When KEDA isn’t enough — KEDA + Dapr

For a few patterns, KEDA alone undercounts the work. Container Apps integrates Dapr for these cases:

Scenario	Without Dapr	With Dapr
Pub/sub on Service Bus where Dapr handles the subscription	KEDA can’t see Dapr’s internal queue	Dapr exposes its queue depth to KEDA via the `dapr-pubsub-keda` scaler pattern
State store backed by Cosmos DB	KEDA doesn’t know which container Dapr writes to	Dapr’s pluggable component model surfaces the right metric

You won’t write raw Dapr code on AI-200, but recognise that Dapr is part of the platform and integrates with KEDA.

Authentication — managed identity beats connection strings

Two ways to give a scaler access to its source:

Managed identity (recommended): assign a system- or user-assigned identity to the container app, grant it the right Azure RBAC role on Service Bus / Event Hubs / Cosmos. Reference the identity in the scale-rule identity field.
Connection string in a secret: store the connection string in a Container Apps secret, reference it via connectionFromEnv. Works, but you own the secret rotation.

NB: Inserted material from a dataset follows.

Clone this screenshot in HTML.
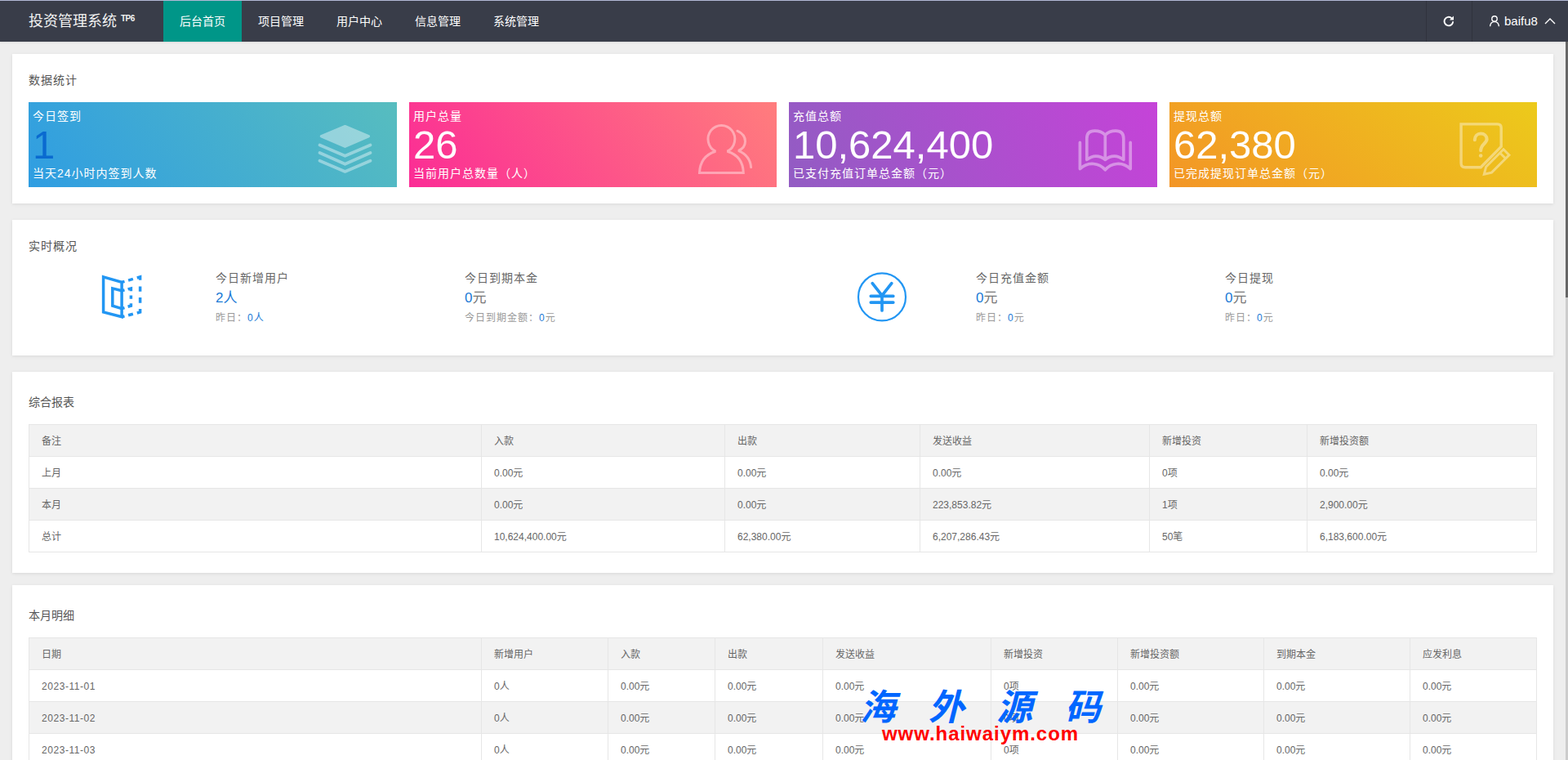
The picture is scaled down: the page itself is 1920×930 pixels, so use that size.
<!DOCTYPE html>
<html lang="zh-CN">
<head>
<meta charset="utf-8">
<title>投资管理系统</title>
<style>
*{box-sizing:border-box;margin:0;padding:0}
html,body{width:1920px;height:930px;overflow:hidden}
body{position:relative;background:#eee;font-family:"Liberation Sans","Noto Sans CJK SC",sans-serif;font-size:14px;color:#666;line-height:22px}
.abs{position:absolute}
#topline{left:0;top:0;width:1920px;height:1px;background:#b3b9d6}
#header{left:0;top:1px;width:1920px;height:50px;background:#393d49;box-shadow:0 1px 2px rgba(0,0,0,.1)}
#logo{left:35px;top:0;height:50px;line-height:50px;font-size:18px;color:#f2f2f2;white-space:nowrap}
#logo sup{position:absolute;left:113px;top:-3px;font-size:10px;font-weight:bold;letter-spacing:-.5px}
.nav{top:0;height:50px;width:96px;line-height:50px;text-align:center;color:#fff;font-size:14px;white-space:nowrap}
.nav.on{background:#009688}
.vsep{top:0;width:1px;height:50px;background:#30333d}
#uname{left:1842px;top:0;line-height:49px;font-size:15px;color:#fff}
#sbtrack{left:1917px;top:51px;width:3px;height:879px;background:#ccc}
#sbthumb{left:1917px;top:51px;width:3px;height:313px;background:#666}
.panel{left:15px;width:1887px;background:#fff;box-shadow:0 1px 4px rgba(0,0,0,.09)}
.ptitle{left:20px;font-size:14px;color:#555;white-space:nowrap;line-height:20px}
.card{top:59px;height:104px;color:#fff;letter-spacing:1px;white-space:nowrap;overflow:hidden}
.card .t{left:5px;top:6px;line-height:22px;font-size:14px}
.card .n{left:5px;top:26px;line-height:52px;font-size:49px;letter-spacing:0}
.card .s{left:5px;top:76px;line-height:22px;font-size:14px}
.card svg{position:absolute}
.ov{white-space:nowrap;letter-spacing:1px}
.ov .l{font-size:14px;line-height:20px;color:#666}
.ov .v{font-size:17px;line-height:24px;color:#777;margin-top:3px;letter-spacing:0}
.ov .d{font-size:12px;line-height:18px;color:#999;margin-top:3px}
.ov b{font-weight:normal;color:#1b7ad6}
table{position:absolute;left:20px;border-collapse:separate;border-spacing:0;table-layout:fixed;border-top:1px solid #e6e6e6;border-left:1px solid #e6e6e6;font-size:12px;color:#666}
td,th{height:39px;border-right:1px solid #e6e6e6;border-bottom:1px solid #e6e6e6;padding:2px 0 0 15px;text-align:left;font-weight:normal;white-space:nowrap;overflow:hidden;line-height:20px}
thead tr,tr.ev{background:#f2f2f2}
#wmurl{left:1080px;top:883px;font-size:24px;line-height:30px;font-weight:bold;color:#f00;white-space:nowrap;letter-spacing:.95px}
.dt{letter-spacing:.55px}
</style>
</head>
<body>
<div class="abs" id="topline"></div>
<div class="abs" id="header">
  <div class="abs" id="logo">投资管理系统<sup>TP6</sup></div>
  <div class="abs nav on" style="left:200px">后台首页</div>
  <div class="abs nav" style="left:296px">项目管理</div>
  <div class="abs nav" style="left:392px">用户中心</div>
  <div class="abs nav" style="left:488px">信息管理</div>
  <div class="abs nav" style="left:584px">系统管理</div>
  <div class="abs vsep" style="left:1746px"></div>
  <div class="abs vsep" style="left:1802px"></div>
  <svg class="abs" style="left:1766px;top:17px" width="16" height="16" viewBox="0 0 16 16"><path d="M13.2 8.3a5.3 5.3 0 1 1-1.7-4.1" fill="none" stroke="#fff" stroke-width="1.9"/><path d="M14 1.6v5h-5z" fill="#fff"/></svg>
  <svg class="abs" style="left:1823px;top:17px" width="14" height="15" viewBox="0 0 14 15"><circle cx="7" cy="5" r="3.2" fill="none" stroke="#fff" stroke-width="1.4"/><path d="M1.6 14.2c.3-3.6 2.4-5.6 5.4-5.6s5.100 2 5.400 5.600" fill="none" stroke="#fff" stroke-width="1.400"/></svg>
  <div class="abs" id="uname">baifu8</div>
  <svg class="abs" style="left:1891px;top:20px" width="14" height="9" viewBox="0 0 14 9"><path d="M1 8l6-6 6 6" fill="none" stroke="#fff" stroke-width="1.400"/></svg>
</div>
<div class="abs" id="sbtrack"></div>
<div class="abs" id="sbthumb"></div>

<!-- panel 1 -->
<div class="abs panel" style="top:66px;height:183px">
  <div class="abs ptitle" style="top:22px;letter-spacing:1px">数据统计</div>
  <div class="abs card" style="left:20px;width:451px;background:linear-gradient(-125deg,#57bdbf,#2f9de2)">
    <div class="abs t">今日签到</div><div class="abs n" style="color:#0a6ad0">1</div><div class="abs s">当天24小时内签到人数</div><svg style="left:354px;top:27px" width="67" height="61" viewBox="0 0 67 61"><g opacity=".4" fill="none" stroke="#fff" stroke-linecap="round" stroke-linejoin="round"><path d="M4.300 14.700L33.500 2.600l29 12.100-29 12.600z" fill="#fff" stroke-width="3.200"/><path d="M2.500 25.500l31 13.300 31-13.300M2.500 35l31 13.800 31-13.800M2.500 44.700l31 13.300 31-13.300" stroke-width="3.700"/></g></svg>
  </div>
  <div class="abs card" style="left:486px;width:450px;background:linear-gradient(-125deg,#ff7d7d,#fb2c95)">
    <div class="abs t">用户总量</div><div class="abs n">26</div><div class="abs s">当前用户总数量（人）</div><svg style="left:352px;top:25px" width="70" height="66" viewBox="0 0 70 66"><g opacity=".4" fill="none" stroke="#fff" stroke-width="3" stroke-linecap="round" stroke-linejoin="miter" stroke-miterlimit="2.500"><path d="M23.200 35.200A16.400 16.750 0 1 1 37.600 35.200C50 39 57 48 57.300 61.500H3.500C4 48 11 39 23.200 35.200z"/><path d="M49.900 10.200C56 13 59.500 17.500 59.500 23c0 5-3.200 9.300-8.400 11.300C60 38 65.800 44.500 66.600 54.700"/></g></svg>
  </div>
  <div class="abs card" style="left:951px;width:451px;background:linear-gradient(-113deg,#c543d8,#925cc3)">
    <div class="abs t">充值总额</div><div class="abs n">10,624,400</div><div class="abs s">已支付充值订单总金额（元）</div><svg style="left:352px;top:31px" width="71" height="56" viewBox="0 0 71 56"><g opacity=".4" fill="none" stroke="#fff" stroke-width="3.700" stroke-linecap="round" stroke-linejoin="round"><path d="M4.400 18.400V50.600C10 45.500 16 44 21 44.500C27 45 32 48 35.300 51.800C38.600 48 43.600 45 49.600 44.500C54.600 44 60.600 45.500 66.200 50.600V18.400"/><path d="M12.800 39.400V13.500Q12.800 4.200 22.500 4.200Q30 4.200 35.300 9.100Q40.600 4.200 48.100 4.200Q57.800 4.200 57.800 13.500V39.400C54 36.500 50 35.100 46.700 35.100C42.500 35.100 38.500 36.500 35.300 39.400C32.100 36.500 28.100 35.100 23.900 35.100C20.600 35.100 16.600 36.500 12.800 39.400zM35.300 9.100V39.400"/></g></svg>
  </div>
  <div class="abs card" style="left:1417px;width:450px;background:linear-gradient(-141deg,#ecca1b,#f39526)">
    <div class="abs t">提现总额</div><div class="abs n">62,380</div><div class="abs s">已完成提现订单总金额（元）</div><svg style="left:353px;top:23px" width="68" height="70" viewBox="0 0 68 70"><g opacity=".4" fill="none" stroke="#fff" stroke-width="3.400" stroke-linejoin="miter"><path d="M4.100 3.900H48.500Q53.200 3.900 53.200 8.600V31.400L28.200 56.700H9Q4.100 56.700 4.100 51.800z"/><path d="M56 34.800L62.900 41.700L41.500 63.100L32.300 65.300L34.600 56.200zM51.800 39.200L58.700 46" stroke-width="3"/><path d="M20.800 23.300C20.800 18.500 24 15.500 28.200 15.500C32.500 15.500 35.600 18.300 35.600 22.300C35.600 27.500 28.200 28.500 28.200 36.300" stroke-linecap="round" stroke-width="4.100"/><circle cx="28.200" cy="42.500" r="2.300" fill="#fff" stroke="none"/></g></svg>
  </div>
</div>

<!-- panel 2 -->
<div class="abs panel" style="top:269px;height:166px">
  <div class="abs ptitle" style="top:22px;letter-spacing:1px">实时概况</div>
  <svg class="abs" style="left:100px;top:60px" width="70" height="66" viewBox="0 0 70 66"><g fill="none" stroke="#2296f3" stroke-width="3.500" stroke-linejoin="miter" stroke-linecap="butt"><path d="M11.6 9.9 L34.1 16.4 L34.1 58.8 L11.6 53.0 z"/><path d="M34.1 26.8 L22.8 23.9 L22.8 45.2 L34.1 48.6"/><path d="M42.1 14.1 L47.9 12.4 M52.8 11.0 L56.6 9.9 L56.6 13.7 M56.6 21.5 L56.6 27.8 M56.6 35.0 L56.6 41.8 M56.6 49.0 L56.6 53.0 L52.8 54.0 M47.9 55.2 L42.1 56.7"/><path d="M41.6 24.9 L45.4 23.9 L45.4 27.3 M45.4 32.4 L45.4 36.7 M45.4 42.3 L45.4 45.2 L41.6 46.3"/><path d="M34.1 16.4 L37.5 15.4 M34.1 26.8 L37.5 25.9 M34.1 48.6 L37.5 47.6 M34.1 58.8 L37.5 57.9"/></g></svg>
  <svg class="abs" style="left:1030px;top:60px" width="70" height="70" viewBox="0 0 70 70"><g fill="none" stroke="#2296f3" stroke-linecap="round" stroke-linejoin="round"><circle cx="35.0" cy="34.4" r="29" stroke-width="2.200"/><path d="M23.2 17.6 L35.0 32.6 L46.8 17.6 M35.0 32.6 L35.0 51.0 M21.3 33.3 L48.8 33.3 M21.3 41.1 L48.8 41.1" stroke-width="3.700"/></g></svg>
  <div class="abs ov" style="left:249px;top:61px"><div class="l">今日新增用户</div><div class="v"><b>2人</b></div><div class="d">昨日：<b>0人</b></div></div>
  <div class="abs ov" style="left:554px;top:61px"><div class="l">今日到期本金</div><div class="v"><b>0</b>元</div><div class="d">今日到期金额：<b>0</b>元</div></div>
  <div class="abs ov" style="left:1180px;top:61px"><div class="l">今日充值金额</div><div class="v"><b>0</b>元</div><div class="d">昨日：<b>0</b>元</div></div>
  <div class="abs ov" style="left:1485px;top:61px"><div class="l">今日提现</div><div class="v"><b>0</b>元</div><div class="d">昨日：<b>0</b>元</div></div>
</div>

<!-- panel 3 -->
<div class="abs panel" style="top:455px;height:246px">
  <div class="abs ptitle" style="top:27px">综合报表</div>
  <table style="top:64px;width:1847px">
    <colgroup><col style="width:554px"><col style="width:298px"><col style="width:239px"><col style="width:281px"><col style="width:193px"><col style="width:281px"></colgroup>
    <thead><tr><th>备注</th><th>入款</th><th>出款</th><th>发送收益</th><th>新增投资</th><th>新增投资额</th></tr></thead>
    <tbody>
      <tr><td>上月</td><td>0.00元</td><td>0.00元</td><td>0.00元</td><td>0项</td><td>0.00元</td></tr>
      <tr class="ev"><td>本月</td><td>0.00元</td><td>0.00元</td><td>223,853.82元</td><td>1项</td><td>2,900.00元</td></tr>
      <tr><td>总计</td><td>10,624,400.00元</td><td>62,380.00元</td><td>6,207,286.43元</td><td>50笔</td><td>6,183,600.00元</td></tr>
    </tbody>
  </table>
</div>

<!-- panel 4 -->
<div class="abs panel" style="top:716px;height:260px">
  <div class="abs ptitle" style="top:27px">本月明细</div>
  <table style="top:64px;width:1847px">
    <colgroup><col style="width:554px"><col style="width:155px"><col style="width:131px"><col style="width:132px"><col style="width:206px"><col style="width:155px"><col style="width:179px"><col style="width:179px"><col style="width:155px"></colgroup>
    <thead><tr><th>日期</th><th>新增用户</th><th>入款</th><th>出款</th><th>发送收益</th><th>新增投资</th><th>新增投资额</th><th>到期本金</th><th>应发利息</th></tr></thead>
    <tbody>
      <tr><td class="dt">2023-11-01</td><td>0人</td><td>0.00元</td><td>0.00元</td><td>0.00元</td><td>0项</td><td>0.00元</td><td>0.00元</td><td>0.00元</td></tr>
      <tr class="ev"><td class="dt">2023-11-02</td><td>0人</td><td>0.00元</td><td>0.00元</td><td>0.00元</td><td>0项</td><td>0.00元</td><td>0.00元</td><td>0.00元</td></tr>
      <tr><td class="dt">2023-11-03</td><td>0人</td><td>0.00元</td><td>0.00元</td><td>0.00元</td><td>0项</td><td>0.00元</td><td>0.00元</td><td>0.00元</td></tr>
    </tbody>
  </table>
</div>
<!-- wm -->
<svg class="abs" style="left:1050px;top:838px" width="310" height="56" viewBox="0 0 310 56"><text x="3" y="43" font-size="44" font-weight="bold" font-style="italic" fill="#0066ff" textLength="295" lengthAdjust="spacing" style="font-family:'Liberation Sans','Noto Sans CJK SC',sans-serif">海外源码</text></svg>
<div class="abs" id="wmurl">www.haiwaiym.com</div>
<!-- /wm -->
</body>
</html>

# Grant the user-assigned identity Service Bus Data Receiver
az role assignment create \
  --assignee $UAI_PRINCIPAL_ID \
  --role "Azure Service Bus Data Receiver" \
  --scope $(az servicebus namespace show -n roo-sb -g roo-prod --query id -o tsv)

Real-world example: Priya's loyalty event pipeline

BeanCraft Coffee’s loyalty event pipeline is one of Priya’s wins. Customer transactions flow into a Service Bus queue (tx-events). A Container App enriches each transaction with AI-generated personalisation tags and writes the result to Cosmos DB.

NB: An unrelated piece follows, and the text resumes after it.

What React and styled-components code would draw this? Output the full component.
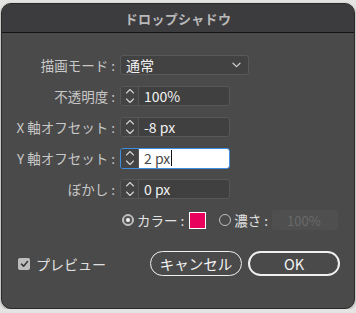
import React from "react";
import styled, { createGlobalStyle } from "styled-components";

const GlobalStyle = createGlobalStyle`
  html, body {
    margin: 0;
    background: #e4e4e2;
  }
  * {
    box-sizing: border-box;
  }
`;

const FONT = `"Noto Sans CJK JP", "Noto Sans", sans-serif`;

const Window = styled.div`
  width: 354px;
  height: 306px;
  margin: 3px 0 0 1px;
  display: flex;
  flex-direction: column;
  background: #4a4a4a;
  border: 1px solid #2a2a2a;
  border-radius: 10px;
  overflow: hidden;
  font-family: ${FONT};
  box-shadow: 0 1px 3px rgba(0, 0, 0, 0.35);
`;

const TitleBar = styled.div`
  height: 29px;
  flex-shrink: 0;
  display: flex;
  align-items: center;
  justify-content: center;
  background: #3c3b3e;
  border-bottom: 1px solid #141414;
  color: #b9b9b9;
  font-size: 13px;
  font-weight: 700;
  letter-spacing: 0.3px;
`;

const Body = styled.div`
  flex: 1;
  display: flex;
  flex-direction: column;
  padding: 22px 14px 0 0;
`;

const Form = styled.div`
  display: flex;
  flex-direction: column;
  gap: 11px;
`;

const Row = styled.div`
  height: 20px;
  display: flex;
  align-items: center;
  gap: 5px;
`;

const Label = styled.div`
  width: 113px;
  flex-shrink: 0;
  text-align: right;
  color: #c8c8c8;
  font-size: 13.5px;
  white-space: nowrap;
`;

const Select = styled.div`
  width: 129px;
  height: 20px;
  display: flex;
  align-items: center;
  justify-content: space-between;
  padding: 0 7px 0 5px;
  background: #424242;
  border: 1px solid #595959;
  border-radius: 3px;
  color: #f2f2f2;
  font-size: 14px;
`;

const Spinner = styled.div`
  width: 110px;
  height: ${({ $focused }) => ($focused ? 21 : 20)}px;
  display: flex;
  border: 1px solid ${({ $focused }) => ($focused ? "#3d8ee0" : "#575757")};
  border-radius: 3px;
  background: #404040;
  overflow: hidden;
`;

const Arrows = styled.div`
  width: 18px;
  flex-shrink: 0;
  display: flex;
  align-items: center;
  justify-content: center;
  border-right: 1px solid #575757;
  background: #444;
`;

const Value = styled.div`
  flex: 1;
  display: flex;
  align-items: center;
  padding-left: 5px;
  font-size: 14px;
  color: ${({ $focused }) => ($focused ? "#4a4a4a" : "#f2f2f2")};
  background: ${({ $focused }) => ($focused ? "#ffffff" : "transparent")};
`;

const Caret = styled.span`
  display: inline-block;
  width: 1px;
  height: 16px;
  margin-left: 1px;
  background: #111;
`;

const OptionRow = styled.div`
  height: 20px;
  margin-top: 11px;
  display: flex;
  align-items: center;
  padding-left: 120px;
  color: #e2e2e2;
  font-size: 13.5px;
  white-space: nowrap;
`;

const Radio = styled.span`
  width: 12px;
  height: 12px;
  flex-shrink: 0;
  border-radius: 50%;
  display: flex;
  align-items: center;
  justify-content: center;
  border: 1px solid #bdbdbd;
  background: ${({ $checked }) => ($checked ? "#bdbdbd" : "transparent")};
  margin-right: 3px;

  &::after {
    content: "";
    display: ${({ $checked }) => ($checked ? "block" : "none")};
    width: 4px;
    height: 4px;
    border-radius: 50%;
    background: #f4f4f4;
    box-shadow: 0 0 0 2px #555;
  }
`;

const OptionText = styled.span`
  flex-shrink: 0;
`;

const Swatch = styled.span`
  width: 17px;
  height: 17px;
  flex-shrink: 0;
  margin: 0 13px 0 5px;
  background: #e8005c;
  border: 1px solid #ffffff;
`;

const DisabledInput = styled.div`
  width: 66px;
  height: 20px;
  margin-left: 4px;
  display: flex;
  align-items: center;
  padding-left: 15px;
  background: #4f4f4f;
  border-radius: 2px;
  color: #6a6a6a;
  font-size: 13px;
`;

const Footer = styled.div`
  display: flex;
  align-items: center;
  margin-top: 21px;
  padding-left: 16px;
`;

const Check = styled.span`
  width: 12px;
  height: 12px;
  display: flex;
  align-items: center;
  justify-content: center;
  border-radius: 2px;
  background: #bdbdbd;
  margin-right: 6px;
`;

const Preview = styled.span`
  color: #e0e0e0;
  font-size: 14px;
  flex: 1;
`;

const Button = styled.button`
  width: 92px;
  height: 25px;
  margin-left: ${({ $gap }) => $gap || 0}px;
  border-radius: 13px;
  border: ${({ $primary }) => ($primary ? 2 : 1)}px solid #f0f0f0;
  background: transparent;
  color: #f4f4f4;
  font-family: ${FONT};
  font-size: 14.5px;
  padding: 0;
`;

const Chevrons = () => (
  <svg width="10" height="18" viewBox="0 0 10 18" fill="none" stroke="#d4d4d4" strokeWidth="1.1" strokeLinecap="round" strokeLinejoin="round">
    <path d="M1.5 6 L5 2.5 L8.5 6" />
    <path d="M1.5 12 L5 15.5 L8.5 12" />
  </svg>
);

const DownChevron = () => (
  <svg width="9" height="6" viewBox="0 0 9 6" fill="none" stroke="#d0d0d0" strokeWidth="1.2" strokeLinecap="round" strokeLinejoin="round">
    <path d="M1 1.2 L4.5 4.6 L8 1.2" />
  </svg>
);

const CheckMark = () => (
  <svg width="9" height="8" viewBox="0 0 9 8" fill="none" stroke="#3a3a3a" strokeWidth="1.6" strokeLinecap="round" strokeLinejoin="round">
    <path d="M1.5 4.2 L3.6 6.2 L7.5 1.6" />
  </svg>
);

const fields = [
  { label: "不透明度 :", value: "100%" },
  { label: "X 軸オフセット :", value: "-8 px" },
  { label: "Y 軸オフセット :", value: "2 px", focused: true },
  { label: "ぼかし :", value: "0 px" },
];

export default function App() {
  return (
    <>
      <GlobalStyle />
      <Window>
        <TitleBar>ドロップシャドウ</TitleBar>
        <Body>
          <Form>
            <Row>
              <Label>描画モード :</Label>
              <Select>
                通常
                <DownChevron />
              </Select>
            </Row>
            {fields.map((f) => (
              <Row key={f.label}>
                <Label>{f.label}</Label>
                <Spinner $focused={f.focused}>
                  <Arrows>
                    <Chevrons />
                  </Arrows>
                  <Value $focused={f.focused}>
                    {f.value}
                    {f.focused && <Caret />}
                  </Value>
                </Spinner>
              </Row>
            ))}
          </Form>
          <OptionRow>
            <Radio $checked />
            <OptionText>カラー :</OptionText>
            <Swatch />
            <Radio />
            <OptionText>濃さ :</OptionText>
            <DisabledInput>100%</DisabledInput>
          </OptionRow>
          <Footer>
            <Check>
              <CheckMark />
            </Check>
            <Preview>プレビュー</Preview>
            <Button>キャンセル</Button>
            <Button $primary $gap={6}>OK</Button>
          </Footer>
        </Body>
      </Window>
    </>
  );
}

Quiet hours (overnight): queue is empty, container app sits at 0 replicas, cost is $0.
Morning rush (7-9 am): queue jumps to 12,000 messages, KEDA scales to 50 replicas, drains in 90 seconds.
Mid-morning: queue settles at ~50 messages/min, KEDA holds 2-3 replicas.
Lunch rush: another 8,000-message spike, scale up again.

The whole pipeline costs Priya about ten dollars a day. The same workload on always-on App Service plans would be over $200 a day.